Retype each line of the material exactly, please, skipping any picture in it.
########################################
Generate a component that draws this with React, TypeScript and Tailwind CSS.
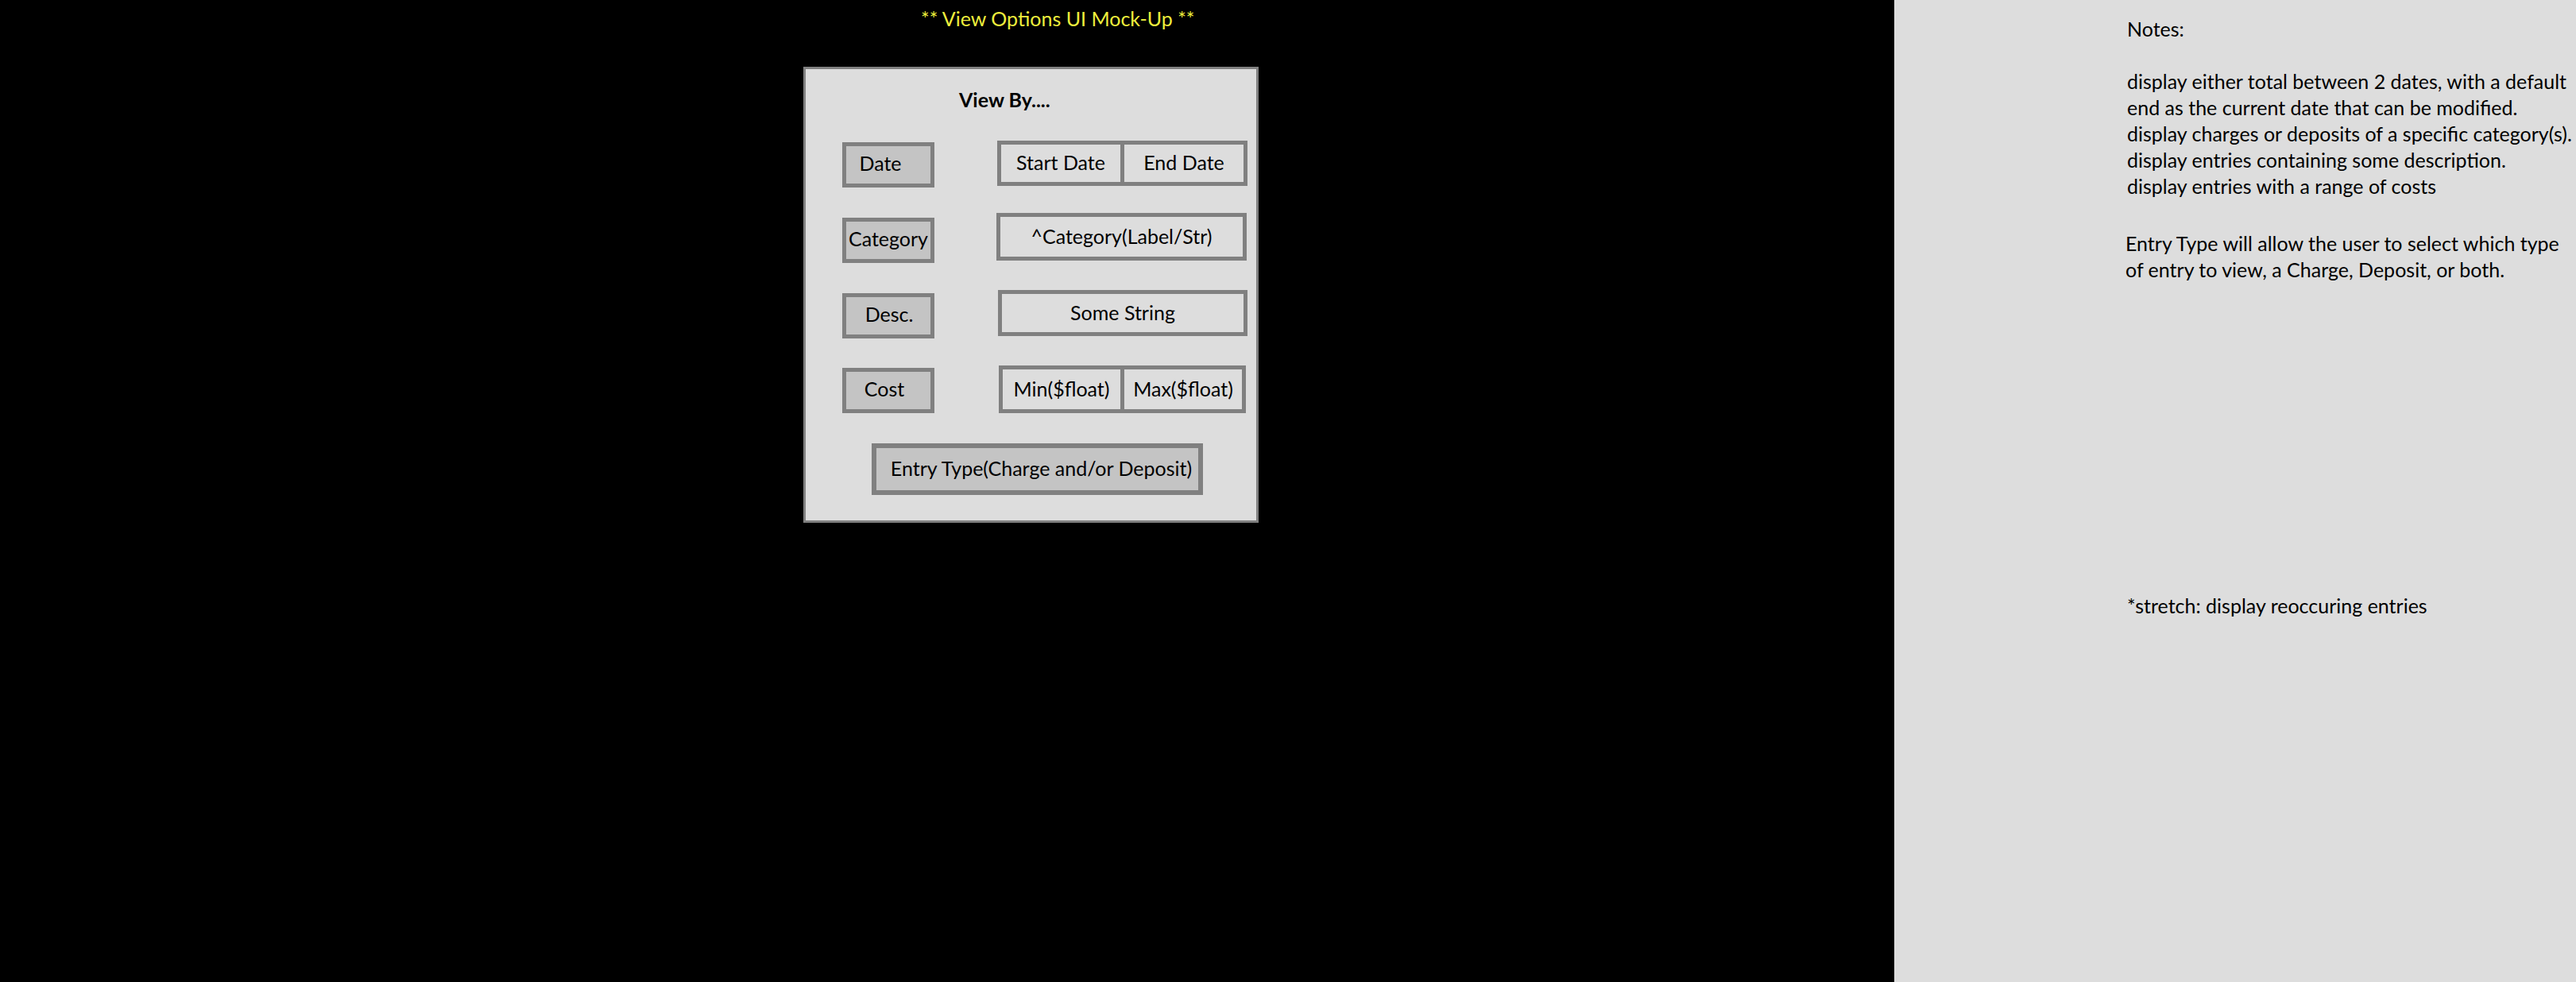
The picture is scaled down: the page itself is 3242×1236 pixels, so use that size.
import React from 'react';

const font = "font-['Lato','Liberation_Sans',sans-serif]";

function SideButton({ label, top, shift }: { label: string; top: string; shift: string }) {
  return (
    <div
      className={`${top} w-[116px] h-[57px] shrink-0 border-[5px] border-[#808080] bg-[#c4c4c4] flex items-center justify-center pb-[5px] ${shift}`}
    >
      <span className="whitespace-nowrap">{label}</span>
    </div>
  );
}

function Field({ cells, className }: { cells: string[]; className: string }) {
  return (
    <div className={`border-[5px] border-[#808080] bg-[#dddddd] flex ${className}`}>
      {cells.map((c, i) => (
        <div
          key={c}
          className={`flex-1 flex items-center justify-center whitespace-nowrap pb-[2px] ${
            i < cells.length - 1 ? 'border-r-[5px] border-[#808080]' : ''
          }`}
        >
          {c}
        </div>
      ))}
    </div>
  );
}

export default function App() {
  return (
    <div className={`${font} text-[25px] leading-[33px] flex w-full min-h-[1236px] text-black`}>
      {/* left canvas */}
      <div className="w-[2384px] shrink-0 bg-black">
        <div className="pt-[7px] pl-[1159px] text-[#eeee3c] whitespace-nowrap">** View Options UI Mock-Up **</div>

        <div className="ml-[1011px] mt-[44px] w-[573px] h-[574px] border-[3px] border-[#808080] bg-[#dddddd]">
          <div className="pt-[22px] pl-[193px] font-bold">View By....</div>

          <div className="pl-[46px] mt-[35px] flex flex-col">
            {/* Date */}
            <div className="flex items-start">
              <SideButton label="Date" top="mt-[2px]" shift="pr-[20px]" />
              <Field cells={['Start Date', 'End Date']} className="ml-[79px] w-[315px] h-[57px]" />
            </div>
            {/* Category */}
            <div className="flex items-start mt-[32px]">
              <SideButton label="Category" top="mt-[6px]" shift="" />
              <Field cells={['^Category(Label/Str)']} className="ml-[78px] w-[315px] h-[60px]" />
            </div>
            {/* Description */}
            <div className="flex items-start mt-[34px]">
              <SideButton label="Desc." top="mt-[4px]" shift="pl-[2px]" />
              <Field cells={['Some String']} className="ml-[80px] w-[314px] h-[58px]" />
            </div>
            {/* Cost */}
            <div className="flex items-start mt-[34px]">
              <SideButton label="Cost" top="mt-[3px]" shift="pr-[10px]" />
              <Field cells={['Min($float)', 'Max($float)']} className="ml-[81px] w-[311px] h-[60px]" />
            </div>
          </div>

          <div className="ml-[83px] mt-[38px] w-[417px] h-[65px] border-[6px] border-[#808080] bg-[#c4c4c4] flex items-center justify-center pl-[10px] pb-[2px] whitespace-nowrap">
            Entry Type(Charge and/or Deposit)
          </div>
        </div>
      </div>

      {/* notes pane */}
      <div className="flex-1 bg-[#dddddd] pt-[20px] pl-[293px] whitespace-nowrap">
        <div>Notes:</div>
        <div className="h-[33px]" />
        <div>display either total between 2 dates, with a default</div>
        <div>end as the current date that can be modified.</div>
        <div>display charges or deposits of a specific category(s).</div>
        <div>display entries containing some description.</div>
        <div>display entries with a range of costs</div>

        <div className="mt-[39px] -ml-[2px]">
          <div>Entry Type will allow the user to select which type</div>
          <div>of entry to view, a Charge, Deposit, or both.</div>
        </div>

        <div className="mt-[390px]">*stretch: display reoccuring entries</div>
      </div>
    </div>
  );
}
########################################
Response below:
Generate a component that draws this with React, TypeScript and Tailwind CSS.
The picture is scaled down: the page itself is 3242×1236 pixels, so use that size.
import React from 'react';

const font = "font-['Lato','Liberation_Sans',sans-serif]";

function SideButton({ label, top, shift }: { label: string; top: string; shift: string }) {
  return (
    <div
      className={`${top} w-[116px] h-[57px] shrink-0 border-[5px] border-[#808080] bg-[#c4c4c4] flex items-center justify-center pb-[5px] ${shift}`}
    >
      <span className="whitespace-nowrap">{label}</span>
    </div>
  );
}

function Field({ cells, className }: { cells: string[]; className: string }) {
  return (
    <div className={`border-[5px] border-[#808080] bg-[#dddddd] flex ${className}`}>
      {cells.map((c, i) => (
        <div
          key={c}
          className={`flex-1 flex items-center justify-center whitespace-nowrap pb-[2px] ${
            i < cells.length - 1 ? 'border-r-[5px] border-[#808080]' : ''
          }`}
        >
          {c}
        </div>
      ))}
    </div>
  );
}

export default function App() {
  return (
    <div className={`${font} text-[25px] leading-[33px] flex w-full min-h-[1236px] text-black`}>
      {/* left canvas */}
      <div className="w-[2384px] shrink-0 bg-black">
        <div className="pt-[7px] pl-[1159px] text-[#eeee3c] whitespace-nowrap">** View Options UI Mock-Up **</div>

        <div className="ml-[1011px] mt-[44px] w-[573px] h-[574px] border-[3px] border-[#808080] bg-[#dddddd]">
          <div className="pt-[22px] pl-[193px] font-bold">View By....</div>

          <div className="pl-[46px] mt-[35px] flex flex-col">
            {/* Date */}
            <div className="flex items-start">
              <SideButton label="Date" top="mt-[2px]" shift="pr-[20px]" />
              <Field cells={['Start Date', 'End Date']} className="ml-[79px] w-[315px] h-[57px]" />
            </div>
            {/* Category */}
            <div className="flex items-start mt-[32px]">
              <SideButton label="Category" top="mt-[6px]" shift="" />
              <Field cells={['^Category(Label/Str)']} className="ml-[78px] w-[315px] h-[60px]" />
            </div>
            {/* Description */}
            <div className="flex items-start mt-[34px]">
              <SideButton label="Desc." top="mt-[4px]" shift="pl-[2px]" />
              <Field cells={['Some String']} className="ml-[80px] w-[314px] h-[58px]" />
            </div>
            {/* Cost */}
            <div className="flex items-start mt-[34px]">
              <SideButton label="Cost" top="mt-[3px]" shift="pr-[10px]" />
              <Field cells={['Min($float)', 'Max($float)']} className="ml-[81px] w-[311px] h-[60px]" />
            </div>
          </div>

          <div className="ml-[83px] mt-[38px] w-[417px] h-[65px] border-[6px] border-[#808080] bg-[#c4c4c4] flex items-center justify-center pl-[10px] pb-[2px] whitespace-nowrap">
            Entry Type(Charge and/or Deposit)
          </div>
        </div>
      </div>

      {/* notes pane */}
      <div className="flex-1 bg-[#dddddd] pt-[20px] pl-[293px] whitespace-nowrap">
        <div>Notes:</div>
        <div className="h-[33px]" />
        <div>display either total between 2 dates, with a default</div>
        <div>end as the current date that can be modified.</div>
        <div>display charges or deposits of a specific category(s).</div>
        <div>display entries containing some description.</div>
        <div>display entries with a range of costs</div>

        <div className="mt-[39px] -ml-[2px]">
          <div>Entry Type will allow the user to select which type</div>
          <div>of entry to view, a Charge, Deposit, or both.</div>
        </div>

        <div className="mt-[390px]">*stretch: display reoccuring entries</div>
      </div>
    </div>
  );
}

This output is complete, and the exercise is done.